One minute your partner seems fine and the next, not so much. The only answer you can get out of your partner is an, “I’m fine” but they don’t seem like they’re fine. They seem angry, but they won’t tell you why. You’re on edge, never feeling safe or comfortable around them because it feels like you did something wrong and you don’t know what. You’d do anything to go back to normal.
This is the silent treatment. And it’s a game that’s played far too often. It’s also a form of emotional abuse.
What is emotional abuse?
Before we get into the silent treatment, let’s break down the term emotional abuse. It’s a term that gets thrown around sometimes, but it’s never something to be taken lightly. Emotional abuse is any attempt to control a person in an emotional or psychological way. While physical abuse controls a person through physical violence, emotional abuse is often harder to see but can be just as psychologically damaging.
There are many examples of emotional abuse. If a person attempts to prevent their partner from seeing their friends, that’s abuse. If a person threatens to leave their partner to get their partner to change their behavior to something they’d prefer, that’s abuse. If a person tries to call their partner out on their behavior and their partner makes them feel like they’re insane, which is called gaslighting, their partner is being abusive.

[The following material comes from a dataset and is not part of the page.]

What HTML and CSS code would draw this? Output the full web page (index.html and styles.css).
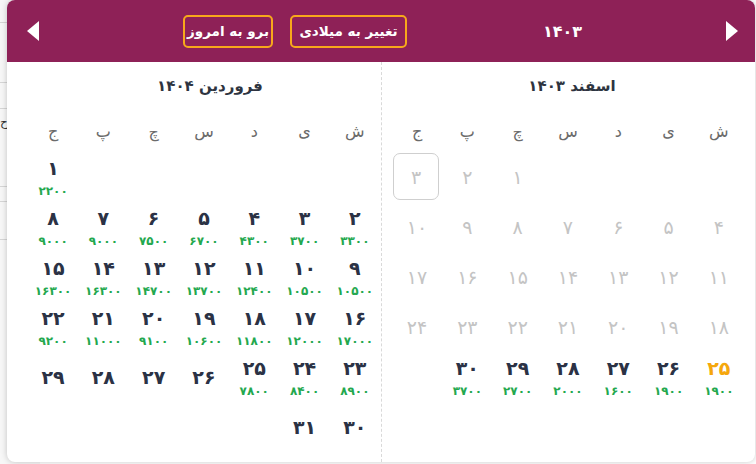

What can often be one of the hardest aspects of emotional abuse is that the abuser often has no idea that they’re doing. They convince themselves that their victim needs them to control their behavior, as if it’s for their own good. In a lot of cases, emotional abuse has been normalized, which can especially be seen with the silent treatment.
How is the silent treatment abusive?
With a lot of emotional abuse, it’s a bit easier to pinpoint why and how it’s abusive. Of course it’s abusive that your partner doesn’t want you to see your family. That seems somewhat straightforward. But how is it abusive when someone you love won’t talk to you about something?
As humans, we need human interaction. Some interaction is bad, like your boss yelling at you in front of your team. Other interactions are good, like coming home to your partner at the end of a long day who wraps you in a hug. We rely on them to provide certain things, like love and support. With the silent treatment, all of this is stripped away.
Your safe place is gone. Those bad interactions are now occurring in your own home. Your stress level is through the roof. You don’t even know what you did to make this happen so you’re walking on eggshells to try to prevent is ever happening again. You’re being conditioned to do what your partner wants, at the expense of your own sense of self and happiness.
Around your partner, you become more submissive, less likely to argue even when an argument needs to happen, and more likely to allow any form of abuse to continue. All because you’re desperate to get that connection and communication back from the person you love.
Why is this still a thing?
It’s easy to make excuses for the silent treatment. We often hear things like, “Maybe he just isn’t ready to talk yet,” or, “Maybe she just needs some time to herself.” Both are totally reasonable things. But here’s the thing. If you do need a break or time to think over what happened before talking to your partner, your partner deserves to know that. It doesn’t take much to say, “Hey, I don’t like that this thing happened and I need a little time to think it over.” Otherwise your partner is left in the dark and you’re causing them pain. In this case, you might not even realize that you’re giving them the silent treatment. So reassess your actions and do right by the person you love.
But sometimes people do give the silent treatment and they know full well what they’re doing. A lot of us found out about this manipulative method thanks to media. It’s a ridiculously common film and tv trope that’s often played for laughs. It’s been in everything from Roseanne to Scrubs to South Park to Rick and Morty. To hear something talked about so cavalierly, it can normalize it.
It’s important to know that it’s not normal to issue any form of punishment on a friend or partner. If there’s something wrong, the best thing to do is quite the opposite of the silent treatment. Talk it out. Even if you think you’re talking to much, it’s better to over-communicate than under-communicate.